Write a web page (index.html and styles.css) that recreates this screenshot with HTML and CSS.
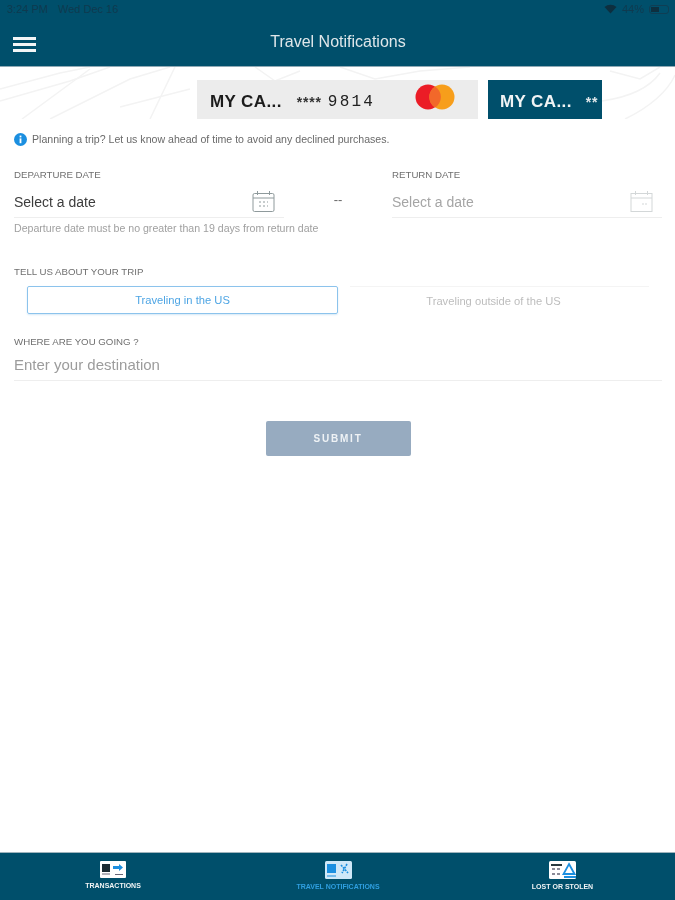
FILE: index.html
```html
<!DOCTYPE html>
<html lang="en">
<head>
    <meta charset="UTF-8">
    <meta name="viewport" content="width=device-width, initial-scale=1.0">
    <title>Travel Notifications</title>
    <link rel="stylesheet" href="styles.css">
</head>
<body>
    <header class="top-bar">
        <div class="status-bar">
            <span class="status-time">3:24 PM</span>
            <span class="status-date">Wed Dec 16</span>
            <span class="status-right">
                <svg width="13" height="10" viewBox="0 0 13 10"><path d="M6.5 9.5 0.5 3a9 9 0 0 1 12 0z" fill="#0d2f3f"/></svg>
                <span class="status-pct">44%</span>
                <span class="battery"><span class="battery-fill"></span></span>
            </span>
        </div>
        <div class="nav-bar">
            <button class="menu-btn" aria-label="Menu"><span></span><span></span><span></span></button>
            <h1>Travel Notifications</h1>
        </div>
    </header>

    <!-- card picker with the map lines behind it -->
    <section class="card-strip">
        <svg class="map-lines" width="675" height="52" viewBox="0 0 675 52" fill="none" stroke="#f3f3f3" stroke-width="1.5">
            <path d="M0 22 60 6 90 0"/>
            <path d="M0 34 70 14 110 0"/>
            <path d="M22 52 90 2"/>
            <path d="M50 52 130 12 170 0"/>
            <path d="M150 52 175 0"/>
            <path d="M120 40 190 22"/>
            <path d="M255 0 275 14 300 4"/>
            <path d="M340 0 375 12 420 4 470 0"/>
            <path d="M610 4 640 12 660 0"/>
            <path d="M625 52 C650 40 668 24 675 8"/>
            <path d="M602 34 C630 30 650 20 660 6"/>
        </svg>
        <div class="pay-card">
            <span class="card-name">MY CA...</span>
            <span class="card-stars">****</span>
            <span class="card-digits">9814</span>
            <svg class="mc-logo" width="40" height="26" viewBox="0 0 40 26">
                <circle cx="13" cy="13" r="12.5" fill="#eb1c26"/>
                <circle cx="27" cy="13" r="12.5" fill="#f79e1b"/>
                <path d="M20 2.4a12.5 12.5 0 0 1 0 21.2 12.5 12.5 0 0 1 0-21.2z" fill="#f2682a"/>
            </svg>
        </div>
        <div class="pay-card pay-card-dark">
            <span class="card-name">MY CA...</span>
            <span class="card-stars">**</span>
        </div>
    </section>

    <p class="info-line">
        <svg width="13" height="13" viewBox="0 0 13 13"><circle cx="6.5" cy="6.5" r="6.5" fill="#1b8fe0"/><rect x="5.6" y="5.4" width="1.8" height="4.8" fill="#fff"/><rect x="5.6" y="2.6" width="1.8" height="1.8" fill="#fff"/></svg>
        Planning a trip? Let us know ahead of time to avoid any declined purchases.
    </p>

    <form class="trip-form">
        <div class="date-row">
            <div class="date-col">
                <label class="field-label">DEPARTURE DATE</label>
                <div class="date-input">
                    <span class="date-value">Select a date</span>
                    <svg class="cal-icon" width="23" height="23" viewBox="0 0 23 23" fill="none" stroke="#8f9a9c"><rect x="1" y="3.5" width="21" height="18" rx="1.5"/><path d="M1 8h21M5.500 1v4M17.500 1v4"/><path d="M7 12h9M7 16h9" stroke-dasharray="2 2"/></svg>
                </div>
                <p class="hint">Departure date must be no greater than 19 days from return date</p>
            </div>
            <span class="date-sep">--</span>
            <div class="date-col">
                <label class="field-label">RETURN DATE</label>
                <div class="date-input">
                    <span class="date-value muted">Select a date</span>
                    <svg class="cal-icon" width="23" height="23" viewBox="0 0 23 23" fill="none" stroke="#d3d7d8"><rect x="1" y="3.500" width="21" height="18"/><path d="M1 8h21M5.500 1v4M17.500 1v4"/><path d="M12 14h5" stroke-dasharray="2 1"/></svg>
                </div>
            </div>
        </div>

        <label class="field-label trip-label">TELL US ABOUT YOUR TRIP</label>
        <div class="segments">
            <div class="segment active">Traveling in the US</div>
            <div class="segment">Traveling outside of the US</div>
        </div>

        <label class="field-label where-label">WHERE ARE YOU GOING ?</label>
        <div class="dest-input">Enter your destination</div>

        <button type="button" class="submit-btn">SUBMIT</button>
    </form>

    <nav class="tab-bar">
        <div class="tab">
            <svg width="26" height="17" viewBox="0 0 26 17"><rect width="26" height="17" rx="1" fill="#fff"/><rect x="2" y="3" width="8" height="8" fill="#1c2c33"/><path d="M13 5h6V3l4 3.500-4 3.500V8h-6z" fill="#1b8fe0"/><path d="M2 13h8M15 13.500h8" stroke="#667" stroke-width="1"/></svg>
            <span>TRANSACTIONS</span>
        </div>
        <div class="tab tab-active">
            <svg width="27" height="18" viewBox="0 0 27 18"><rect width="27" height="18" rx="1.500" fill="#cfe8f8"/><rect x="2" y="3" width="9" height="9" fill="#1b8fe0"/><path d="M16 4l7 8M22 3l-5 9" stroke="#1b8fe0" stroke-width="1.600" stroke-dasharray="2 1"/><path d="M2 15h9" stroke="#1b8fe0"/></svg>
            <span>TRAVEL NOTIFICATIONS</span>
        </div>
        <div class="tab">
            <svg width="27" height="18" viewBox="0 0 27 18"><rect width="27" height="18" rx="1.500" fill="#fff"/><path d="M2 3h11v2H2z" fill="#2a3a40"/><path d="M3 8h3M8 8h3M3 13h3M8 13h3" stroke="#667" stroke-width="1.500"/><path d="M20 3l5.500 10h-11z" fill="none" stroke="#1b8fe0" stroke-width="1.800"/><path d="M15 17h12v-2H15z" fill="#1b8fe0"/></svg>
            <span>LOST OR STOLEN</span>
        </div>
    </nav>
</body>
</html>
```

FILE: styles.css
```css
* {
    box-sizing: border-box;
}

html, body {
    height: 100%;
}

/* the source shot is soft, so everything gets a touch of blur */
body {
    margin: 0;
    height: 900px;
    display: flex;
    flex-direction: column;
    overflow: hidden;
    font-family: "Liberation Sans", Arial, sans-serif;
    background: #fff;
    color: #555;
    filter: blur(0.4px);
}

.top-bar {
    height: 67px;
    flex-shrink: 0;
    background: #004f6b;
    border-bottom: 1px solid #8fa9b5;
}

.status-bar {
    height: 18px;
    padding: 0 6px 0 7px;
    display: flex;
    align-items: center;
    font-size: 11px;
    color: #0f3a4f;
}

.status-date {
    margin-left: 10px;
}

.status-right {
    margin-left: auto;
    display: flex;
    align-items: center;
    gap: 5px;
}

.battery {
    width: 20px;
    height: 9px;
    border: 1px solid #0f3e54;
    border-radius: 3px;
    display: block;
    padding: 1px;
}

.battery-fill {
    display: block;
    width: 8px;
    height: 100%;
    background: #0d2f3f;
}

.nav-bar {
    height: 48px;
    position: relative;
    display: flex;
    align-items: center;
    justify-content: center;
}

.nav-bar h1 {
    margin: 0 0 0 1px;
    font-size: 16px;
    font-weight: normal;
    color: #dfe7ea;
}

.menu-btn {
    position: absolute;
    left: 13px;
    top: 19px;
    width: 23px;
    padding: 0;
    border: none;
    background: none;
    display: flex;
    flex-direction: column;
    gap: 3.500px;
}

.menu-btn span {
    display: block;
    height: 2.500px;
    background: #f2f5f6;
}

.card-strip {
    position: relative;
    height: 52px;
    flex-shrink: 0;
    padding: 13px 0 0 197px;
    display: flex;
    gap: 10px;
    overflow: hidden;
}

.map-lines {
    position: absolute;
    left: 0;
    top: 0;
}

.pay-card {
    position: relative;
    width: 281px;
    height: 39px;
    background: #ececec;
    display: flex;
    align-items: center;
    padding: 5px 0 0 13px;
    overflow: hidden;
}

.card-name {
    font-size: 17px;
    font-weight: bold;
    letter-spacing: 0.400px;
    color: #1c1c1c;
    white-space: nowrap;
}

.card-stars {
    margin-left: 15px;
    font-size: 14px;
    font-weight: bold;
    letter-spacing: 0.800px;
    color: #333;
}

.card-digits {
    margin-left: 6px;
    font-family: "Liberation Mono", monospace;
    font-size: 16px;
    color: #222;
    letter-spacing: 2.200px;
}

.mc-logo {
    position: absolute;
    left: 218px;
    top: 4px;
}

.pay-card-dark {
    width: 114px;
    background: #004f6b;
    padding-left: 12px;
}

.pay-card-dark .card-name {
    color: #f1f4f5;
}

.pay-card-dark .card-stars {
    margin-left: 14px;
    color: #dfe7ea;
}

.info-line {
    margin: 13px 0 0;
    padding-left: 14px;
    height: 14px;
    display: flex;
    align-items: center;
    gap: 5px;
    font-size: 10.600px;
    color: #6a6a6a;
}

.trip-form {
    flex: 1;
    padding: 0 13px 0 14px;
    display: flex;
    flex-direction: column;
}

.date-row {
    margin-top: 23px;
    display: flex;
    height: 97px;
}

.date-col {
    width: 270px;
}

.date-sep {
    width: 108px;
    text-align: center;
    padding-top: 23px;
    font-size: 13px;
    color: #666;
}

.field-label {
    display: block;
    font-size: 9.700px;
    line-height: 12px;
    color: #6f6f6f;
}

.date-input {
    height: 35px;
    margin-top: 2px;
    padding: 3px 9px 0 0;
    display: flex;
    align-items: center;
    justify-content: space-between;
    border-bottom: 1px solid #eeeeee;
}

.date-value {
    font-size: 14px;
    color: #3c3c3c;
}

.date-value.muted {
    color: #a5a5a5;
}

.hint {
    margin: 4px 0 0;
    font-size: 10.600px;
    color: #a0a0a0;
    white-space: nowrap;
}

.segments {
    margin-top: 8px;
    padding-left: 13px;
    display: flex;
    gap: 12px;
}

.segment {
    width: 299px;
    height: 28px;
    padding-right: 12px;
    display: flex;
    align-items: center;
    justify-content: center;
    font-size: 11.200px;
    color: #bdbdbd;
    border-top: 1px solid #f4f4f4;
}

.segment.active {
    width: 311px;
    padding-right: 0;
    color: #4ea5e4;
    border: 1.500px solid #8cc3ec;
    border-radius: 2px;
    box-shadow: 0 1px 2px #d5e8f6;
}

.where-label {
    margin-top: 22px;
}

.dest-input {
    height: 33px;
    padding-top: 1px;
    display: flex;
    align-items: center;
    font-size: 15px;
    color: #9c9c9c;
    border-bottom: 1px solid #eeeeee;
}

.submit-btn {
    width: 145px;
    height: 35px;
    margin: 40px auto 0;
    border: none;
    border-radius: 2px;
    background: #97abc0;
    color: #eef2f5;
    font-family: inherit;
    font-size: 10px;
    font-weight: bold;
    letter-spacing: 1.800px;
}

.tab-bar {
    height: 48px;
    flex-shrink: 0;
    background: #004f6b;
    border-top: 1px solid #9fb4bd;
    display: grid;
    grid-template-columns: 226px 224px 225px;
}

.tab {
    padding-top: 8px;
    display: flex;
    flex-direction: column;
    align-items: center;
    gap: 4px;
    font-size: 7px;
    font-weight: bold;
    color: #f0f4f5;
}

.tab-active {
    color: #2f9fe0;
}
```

#####

Gather each line in the data that holds the string "index".

Write a web page (index.html and styles.css) that recreates this screenshot with HTML and CSS.
FILE: index.html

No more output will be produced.